## Your goal
Give back the full listing, character for character, with no pictures.

## Information shown
--- --- ---
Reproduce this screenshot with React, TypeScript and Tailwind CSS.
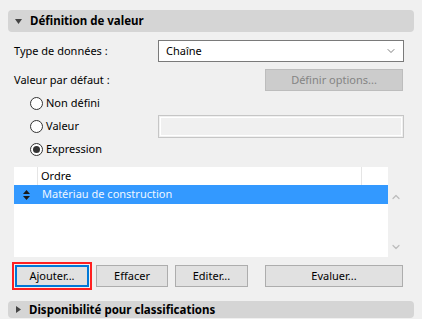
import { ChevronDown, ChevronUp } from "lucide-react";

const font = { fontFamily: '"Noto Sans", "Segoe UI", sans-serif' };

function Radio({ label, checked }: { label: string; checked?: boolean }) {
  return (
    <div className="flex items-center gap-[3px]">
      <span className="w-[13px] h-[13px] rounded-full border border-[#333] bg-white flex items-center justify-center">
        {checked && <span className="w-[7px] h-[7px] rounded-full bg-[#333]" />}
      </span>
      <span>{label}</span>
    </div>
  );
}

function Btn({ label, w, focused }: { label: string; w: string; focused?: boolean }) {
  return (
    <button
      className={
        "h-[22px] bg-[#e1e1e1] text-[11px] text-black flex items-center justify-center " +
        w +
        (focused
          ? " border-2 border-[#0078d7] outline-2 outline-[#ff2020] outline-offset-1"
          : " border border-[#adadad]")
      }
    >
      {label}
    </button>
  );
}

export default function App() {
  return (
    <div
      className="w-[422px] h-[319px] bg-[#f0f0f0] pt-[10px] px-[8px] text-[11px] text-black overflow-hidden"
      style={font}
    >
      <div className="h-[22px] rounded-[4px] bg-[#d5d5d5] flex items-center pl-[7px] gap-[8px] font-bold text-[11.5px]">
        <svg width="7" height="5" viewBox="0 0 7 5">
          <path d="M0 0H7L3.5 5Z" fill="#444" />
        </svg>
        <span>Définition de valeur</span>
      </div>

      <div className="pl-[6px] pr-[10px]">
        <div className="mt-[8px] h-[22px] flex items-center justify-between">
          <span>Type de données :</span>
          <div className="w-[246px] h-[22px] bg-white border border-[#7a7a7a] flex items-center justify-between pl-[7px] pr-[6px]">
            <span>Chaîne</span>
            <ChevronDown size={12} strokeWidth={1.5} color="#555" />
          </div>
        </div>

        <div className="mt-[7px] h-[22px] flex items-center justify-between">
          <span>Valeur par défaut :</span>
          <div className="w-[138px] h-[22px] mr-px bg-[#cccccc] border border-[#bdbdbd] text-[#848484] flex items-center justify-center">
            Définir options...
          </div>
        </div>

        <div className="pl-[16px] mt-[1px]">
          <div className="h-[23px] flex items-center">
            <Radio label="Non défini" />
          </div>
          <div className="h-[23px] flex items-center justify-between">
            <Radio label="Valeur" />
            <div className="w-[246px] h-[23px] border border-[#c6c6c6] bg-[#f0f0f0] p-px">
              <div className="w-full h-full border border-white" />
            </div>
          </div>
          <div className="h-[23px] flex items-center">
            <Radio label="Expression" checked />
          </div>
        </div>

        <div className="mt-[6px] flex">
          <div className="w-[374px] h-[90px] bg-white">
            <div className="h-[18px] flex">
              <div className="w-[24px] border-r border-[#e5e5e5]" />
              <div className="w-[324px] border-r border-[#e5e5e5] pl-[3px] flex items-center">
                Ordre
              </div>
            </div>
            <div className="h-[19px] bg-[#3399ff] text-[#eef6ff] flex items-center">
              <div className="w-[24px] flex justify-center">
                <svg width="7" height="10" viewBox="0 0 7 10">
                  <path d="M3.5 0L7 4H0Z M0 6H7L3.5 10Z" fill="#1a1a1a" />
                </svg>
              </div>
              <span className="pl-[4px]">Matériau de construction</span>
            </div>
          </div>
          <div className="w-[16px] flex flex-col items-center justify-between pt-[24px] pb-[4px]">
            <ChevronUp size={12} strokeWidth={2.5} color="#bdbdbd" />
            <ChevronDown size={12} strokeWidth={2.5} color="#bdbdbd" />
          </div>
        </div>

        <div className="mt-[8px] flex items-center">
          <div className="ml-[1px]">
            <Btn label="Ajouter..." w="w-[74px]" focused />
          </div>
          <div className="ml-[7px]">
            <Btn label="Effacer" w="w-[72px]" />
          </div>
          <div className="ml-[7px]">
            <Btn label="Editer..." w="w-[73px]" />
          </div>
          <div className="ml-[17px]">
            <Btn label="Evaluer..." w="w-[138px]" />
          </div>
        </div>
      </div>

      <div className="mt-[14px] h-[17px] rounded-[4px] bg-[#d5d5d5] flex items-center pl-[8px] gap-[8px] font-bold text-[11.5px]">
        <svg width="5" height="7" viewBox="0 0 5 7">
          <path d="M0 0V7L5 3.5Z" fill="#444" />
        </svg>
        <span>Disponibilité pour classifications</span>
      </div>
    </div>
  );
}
--- --- ---
## Task output
Reproduce this screenshot with React, TypeScript and Tailwind CSS.
import { ChevronDown, ChevronUp } from "lucide-react";

const font = { fontFamily: '"Noto Sans", "Segoe UI", sans-serif' };

function Radio({ label, checked }: { label: string; checked?: boolean }) {
  return (
    <div className="flex items-center gap-[3px]">
      <span className="w-[13px] h-[13px] rounded-full border border-[#333] bg-white flex items-center justify-center">
        {checked && <span className="w-[7px] h-[7px] rounded-full bg-[#333]" />}
      </span>
      <span>{label}</span>
    </div>
  );
}

function Btn({ label, w, focused }: { label: string; w: string; focused?: boolean }) {
  return (
    <button
      className={
        "h-[22px] bg-[#e1e1e1] text-[11px] text-black flex items-center justify-center " +
        w +
        (focused
          ? " border-2 border-[#0078d7] outline-2 outline-[#ff2020] outline-offset-1"
          : " border border-[#adadad]")
      }
    >
      {label}
    </button>
  );
}

export default function App() {
  return (
    <div
      className="w-[422px] h-[319px] bg-[#f0f0f0] pt-[10px] px-[8px] text-[11px] text-black overflow-hidden"
      style={font}
    >
      <div className="h-[22px] rounded-[4px] bg-[#d5d5d5] flex items-center pl-[7px] gap-[8px] font-bold text-[11.5px]">
        <svg width="7" height="5" viewBox="0 0 7 5">
          <path d="M0 0H7L3.5 5Z" fill="#444" />
        </svg>
        <span>Définition de valeur</span>
      </div>

      <div className="pl-[6px] pr-[10px]">
        <div className="mt-[8px] h-[22px] flex items-center justify-between">
          <span>Type de données :</span>
          <div className="w-[246px] h-[22px] bg-white border border-[#7a7a7a] flex items-center justify-between pl-[7px] pr-[6px]">
            <span>Chaîne</span>
            <ChevronDown size={12} strokeWidth={1.5} color="#555" />
          </div>
        </div>

        <div className="mt-[7px] h-[22px] flex items-center justify-between">
          <span>Valeur par défaut :</span>
          <div className="w-[138px] h-[22px] mr-px bg-[#cccccc] border border-[#bdbdbd] text-[#848484] flex items-center justify-center">
            Définir options...
          </div>
        </div>

        <div className="pl-[16px] mt-[1px]">
          <div className="h-[23px] flex items-center">
            <Radio label="Non défini" />
          </div>
          <div className="h-[23px] flex items-center justify-between">
            <Radio label="Valeur" />
            <div className="w-[246px] h-[23px] border border-[#c6c6c6] bg-[#f0f0f0] p-px">
              <div className="w-full h-full border border-white" />
            </div>
          </div>
          <div className="h-[23px] flex items-center">
            <Radio label="Expression" checked />
          </div>
        </div>

        <div className="mt-[6px] flex">
          <div className="w-[374px] h-[90px] bg-white">
            <div className="h-[18px] flex">
              <div className="w-[24px] border-r border-[#e5e5e5]" />
              <div className="w-[324px] border-r border-[#e5e5e5] pl-[3px] flex items-center">
                Ordre
              </div>
            </div>
            <div className="h-[19px] bg-[#3399ff] text-[#eef6ff] flex items-center">
              <div className="w-[24px] flex justify-center">
                <svg width="7" height="10" viewBox="0 0 7 10">
                  <path d="M3.5 0L7 4H0Z M0 6H7L3.5 10Z" fill="#1a1a1a" />
                </svg>
              </div>
              <span className="pl-[4px]">Matériau de construction</span>
            </div>
          </div>
          <div className="w-[16px] flex flex-col items-center justify-between pt-[24px] pb-[4px]">
            <ChevronUp size={12} strokeWidth={2.5} color="#bdbdbd" />
            <ChevronDown size={12} strokeWidth={2.5} color="#bdbdbd" />
          </div>
        </div>

        <div className="mt-[8px] flex items-center">
          <div className="ml-[1px]">
            <Btn label="Ajouter..." w="w-[74px]" focused />
          </div>
          <div className="ml-[7px]">
            <Btn label="Effacer" w="w-[72px]" />
          </div>
          <div className="ml-[7px]">
            <Btn label="Editer..." w="w-[73px]" />
          </div>
          <div className="ml-[17px]">
            <Btn label="Evaluer..." w="w-[138px]" />
          </div>
        </div>
      </div>

      <div className="mt-[14px] h-[17px] rounded-[4px] bg-[#d5d5d5] flex items-center pl-[8px] gap-[8px] font-bold text-[11.5px]">
        <svg width="5" height="7" viewBox="0 0 5 7">
          <path d="M0 0V7L5 3.5Z" fill="#444" />
        </svg>
        <span>Disponibilité pour classifications</span>
      </div>
    </div>
  );
}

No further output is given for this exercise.